A practical evaluation plan

  1. Pick one representative training job rather than a toy example.
  2. Port it to Neuron and confirm it converges to the same quality.
  3. Measure cost to reach the target, not just the hourly rate.
  4. Include engineering time in the total, especially for the first port.
  5. Decide per workload, since the answer can differ across your portfolio.

Common questions teams ask

Does Trainium match NVIDIA on the largest models? For mainstream transformer architectures the answer is increasingly yes, provided the Neuron compiler maps your operations well. The gap is less about peak capability and more about coverage of the long tail and the maturity of tooling around it. Will you be locked in? Yes, in the sense that Neuron code is specific to AWS, so weigh that against your appetite for a multi cloud strategy. Is the saving worth it for a single run? Rarely, because the porting cost dominates. The economics improve sharply when the same recipe runs many times.

A useful way to frame the decision is to separate one time costs from recurring ones. The one time cost is the engineering effort to port and validate. The recurring benefit is the per run saving. Divide the porting cost by the number of runs you expect, add it to the per run hardware cost, and compare that fully loaded figure against NVIDIA. For a team that runs the same large job weekly, the porting cost almost disappears into the noise. For a team that runs it once, it dominates.

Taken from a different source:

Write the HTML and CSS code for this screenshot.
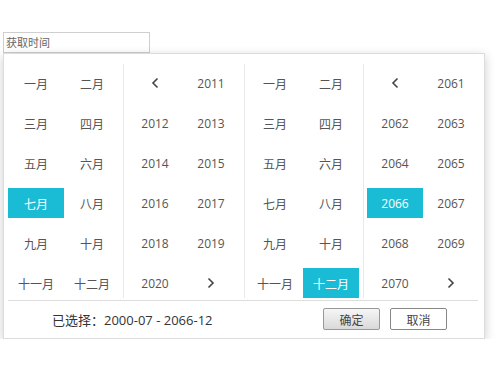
FILE: index.html
```html
<!DOCTYPE html>
<html>
<head>
<meta charset="utf-8">
<link rel="stylesheet" href="styles.css">
</head>
<body>
<div class="page">
  <div class="input">获取时间</div>
  <div class="picker">
    <div class="panels">
      <div class="grid months first">
        <div class="cell">一月</div><div class="cell">二月</div>
        <div class="cell">三月</div><div class="cell">四月</div>
        <div class="cell">五月</div><div class="cell">六月</div>
        <div class="cell active">七月</div><div class="cell">八月</div>
        <div class="cell">九月</div><div class="cell">十月</div>
        <div class="cell">十一月</div><div class="cell">十二月</div>
      </div>
      <div class="grid years sep sep-a">
        <div class="cell"><svg class="chev" width="8" height="12" viewBox="0 0 8 12"><path d="M6.5 1.5 L2 6 L6.5 10.5" fill="none" stroke="#444" stroke-width="1.6"/></svg></div><div class="cell">2011</div>
        <div class="cell">2012</div><div class="cell">2013</div>
        <div class="cell">2014</div><div class="cell">2015</div>
        <div class="cell">2016</div><div class="cell">2017</div>
        <div class="cell">2018</div><div class="cell">2019</div>
        <div class="cell">2020</div><div class="cell"><svg class="chev" width="8" height="12" viewBox="0 0 8 12"><path d="M1.5 1.5 L6 6 L1.5 10.5" fill="none" stroke="#444" stroke-width="1.6"/></svg></div>
      </div>
      <div class="grid months sep sep-b">
        <div class="cell">一月</div><div class="cell">二月</div>
        <div class="cell">三月</div><div class="cell">四月</div>
        <div class="cell">五月</div><div class="cell">六月</div>
        <div class="cell">七月</div><div class="cell">八月</div>
        <div class="cell">九月</div><div class="cell">十月</div>
        <div class="cell">十一月</div><div class="cell active">十二月</div>
      </div>
      <div class="grid years sep sep-c">
        <div class="cell"><svg class="chev" width="8" height="12" viewBox="0 0 8 12"><path d="M6.5 1.5 L2 6 L6.5 10.5" fill="none" stroke="#444" stroke-width="1.6"/></svg></div><div class="cell">2061</div>
        <div class="cell">2062</div><div class="cell">2063</div>
        <div class="cell">2064</div><div class="cell">2065</div>
        <div class="cell active">2066</div><div class="cell">2067</div>
        <div class="cell">2068</div><div class="cell">2069</div>
        <div class="cell">2070</div><div class="cell"><svg class="chev" width="8" height="12" viewBox="0 0 8 12"><path d="M1.5 1.5 L6 6 L1.5 10.5" fill="none" stroke="#444" stroke-width="1.6"/></svg></div>
      </div>
    </div>
    <div class="footer">
      <div class="selected">已选择：2000-07 - 2066-12</div>
      <div class="buttons">
        <button class="btn ok">确定</button>
        <button class="btn cancel">取消</button>
      </div>
    </div>
  </div>
</div>
</body>
</html>
```
FILE: styles.css
```css
html, body {
  margin: 0;
  padding: 0;
  background: #ffffff;
}
body {
  font-family: "Open Sans", "Noto Sans CJK SC", sans-serif;
  color: #555;
}
.page {
  padding: 32px 0 0 3px;
}
.input {
  box-sizing: border-box;
  width: 147px;
  height: 21px;
  border: 1px solid #cfcfcf;
  font-family: "Noto Sans CJK SC", sans-serif;
  font-size: 11px;
  line-height: 19px;
  padding-left: 2px;
  color: #666;
}
.picker {
  box-sizing: border-box;
  width: 482px;
  border: 1px solid #dcdcdc;
  background: #fff;
  box-shadow: 0 3px 10px rgba(0, 0, 0, 0.2);
  padding-top: 10px;
}
.panels {
  display: flex;
  align-items: flex-start;
}
.grid {
  display: grid;
  grid-template-columns: 56px 56px;
  grid-auto-rows: 30px;
  row-gap: 10px;
  padding-top: 4px;
}
.first {
  margin-left: 4px;
}
.sep {
  border-left: 1px solid #e9e9e9;
}
.sep-a {
  margin-left: 3px;
  padding-left: 3px;
}
.sep-b {
  margin-left: 5px;
  padding-left: 2px;
}
.sep-c {
  margin-left: 4px;
  padding-left: 3px;
}
.cell {
  display: flex;
  align-items: center;
  justify-content: center;
  font-size: 12px;
  color: #555;
}
.months .cell {
  font-family: "Noto Sans CJK SC", sans-serif;
}
.years .cell {
  font-family: "Open Sans", sans-serif;
}
.cell.active {
  background: #1abcd5;
  color: #fff;
}
.footer {
  margin: 2px 6px 0 4px;
  border-top: 1px solid #dedede;
  padding: 7px 31px 8px 44px;
  display: flex;
  align-items: center;
  justify-content: space-between;
}
.selected {
  font-family: "Open Sans", "Noto Sans CJK SC", sans-serif;
  font-size: 13px;
  color: #333;
}
.buttons {
  display: flex;
  gap: 10px;
}
.btn {
  box-sizing: border-box;
  width: 57px;
  height: 22px;
  padding: 0;
  font-family: "Noto Sans CJK SC", sans-serif;
  font-size: 12px;
  color: #444;
  border-radius: 2px;
}
.ok {
  border: 1px solid #999;
  background: linear-gradient(#f6f6f6, #d9d9d9);
}
.cancel {
  border: 1px solid #888;
  background: #fff;
}
```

Custom silicon is no longer a curiosity. Trainium is a serious option for teams that train at scale on AWS and want to lower the cost of compute. The catch is that the savings come with a software tax, and the only honest way to size both is to run your own workload end to end. Compare the cost to finish the job, weigh the porting effort against how often you will run it, and let the numbers, not the marketing, pick the chip.